Charlotte pressed a kiss against his cheek. “I like both versions of us. We shall live by no one’s expectations except our own. Most of all, we will define our own happiness.”

“A fine and noble goal,” Matthew agreed. “You have already shown my heart how to accept joy that I did not know it could hold.”

Charlotte beamed at the man who had helped her discover her own strength. “And you, Matthew, have shown me how to be brave enough to approach the world with kindness and to defend the people and the creatures whom society has not just forgotten but actively discarded.”
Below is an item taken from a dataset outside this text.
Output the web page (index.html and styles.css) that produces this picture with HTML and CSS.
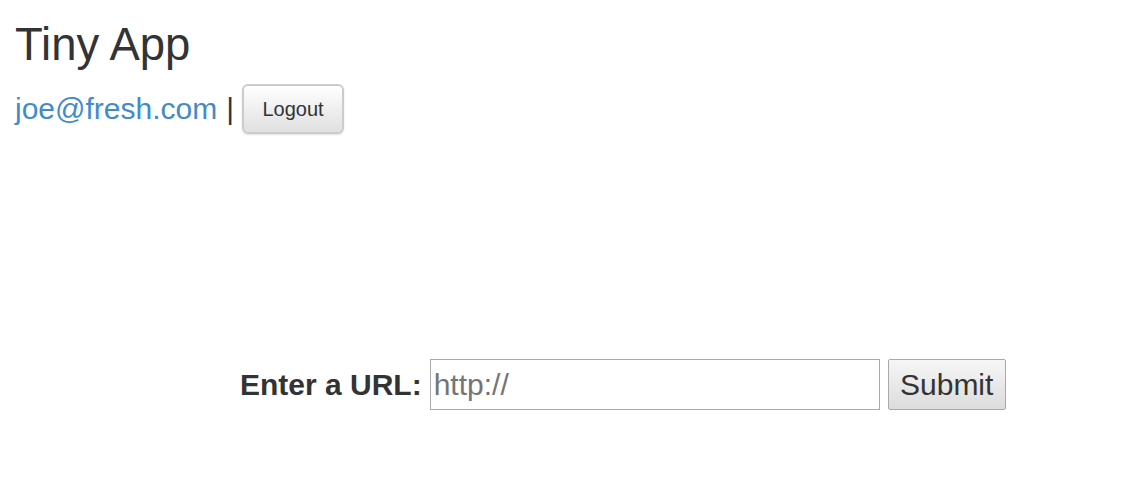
FILE: index.html
```html
<!DOCTYPE html>
<html>
<head>
<meta charset="utf-8">
<link rel="stylesheet" href="styles.css">
</head>
<body>
<header class="top">
  <h1 class="title">Tiny App</h1>
  <div class="user-row">
    <a class="email" href="#">joe@fresh.com</a>
    <span class="sep">|</span>
    <button class="btn-logout" type="button">Logout</button>
  </div>
</header>
<main class="main">
  <form class="url-form">
    <label class="url-label" for="longURL">Enter a URL:</label>
    <input class="url-input" id="longURL" type="text" placeholder="http://">
    <button class="btn-submit" type="submit">Submit</button>
  </form>
</main>
</body>
</html>
```
FILE: styles.css
```css
* { box-sizing: border-box; }
body {
  margin: 0;
  padding: 0 15px;
  font-family: "Liberation Sans", Arial, sans-serif;
  color: #333;
  background: #fff;
}
.title {
  margin: 20px 0 0 0;
  font-size: 45.5px;
  font-weight: 400;
  line-height: 1.1;
}
.user-row {
  margin-top: 14px;
  height: 50px;
  display: flex;
  align-items: center;
  font-size: 30px;
  line-height: 1.15;
}
.email {
  color: #428bca;
  text-decoration: none;
}
.sep {
  margin-left: 9px;
}
.btn-logout {
  margin-left: 8px;
  width: 102px;
  height: 50px;
  padding: 0;
  font-family: "Liberation Sans", Arial, sans-serif;
  font-size: 20px;
  color: #333;
  border: 2px solid #ccc;
  border-radius: 6px;
  background: linear-gradient(to bottom, #fff 0%, #e0e0e0 100%);
  box-shadow: 0 1px 2px rgba(0,0,0,0.12);
  cursor: pointer;
}
.main {
  margin-top: 225px;
  padding-left: 225px;
}
.url-form {
  display: flex;
  align-items: center;
  height: 51px;
}
.url-label {
  font-size: 30px;
  font-weight: 700;
  margin-right: 8px;
}
.url-input {
  width: 450px;
  height: 51px;
  border: 1px solid #a9a9a9;
  padding: 0 3px;
  font-family: "Liberation Sans", Arial, sans-serif;
  font-size: 30px;
  color: #333;
  outline: none;
}
.url-input::placeholder {
  color: #757575;
}
.btn-submit {
  margin-left: 8px;
  width: 118px;
  height: 51px;
  padding: 0;
  font-family: "Liberation Sans", Arial, sans-serif;
  font-size: 30px;
  color: #333;
  border: 1px solid #a9a9a9;
  border-radius: 2px;
  background: linear-gradient(to bottom, #f6f6f6 0%, #dcdcdc 100%);
}
```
“You humble and embolden me, Charlotte.” Matthew straightened and turned so that they faced each other. He framed her face with his warm, elegant hands—a surgeon’s hands, an adventurer’s hands, and a lover’s hands. They were strong, capable ones, just like the man himself.

“You do the same to me,” she replied hoarsely as she too held his dear face in her palms.

“To mutual happiness and support and, most of all, love,” Matthew whispered, once more echoing the words she had uttered in her family’s garden as she’d tried to convince him that he could give her the future they both desired.

“To mutual happiness and support and, most of all, love,” Charlotte repeated, those words becoming an unbreakable vow between them.

Epilogue

Her fingers interlaced with Matthew’s, Charlotte used her own key to open the door to the Black Sheep with her other hand. For the first time, she’d donned nothing to obscure her identity. Her part ownership in the coffeehouse was scandalizing polite society (and many outside its “hallowed” circles as well), but Charlotte and Matthew had decided that they did not give a fig.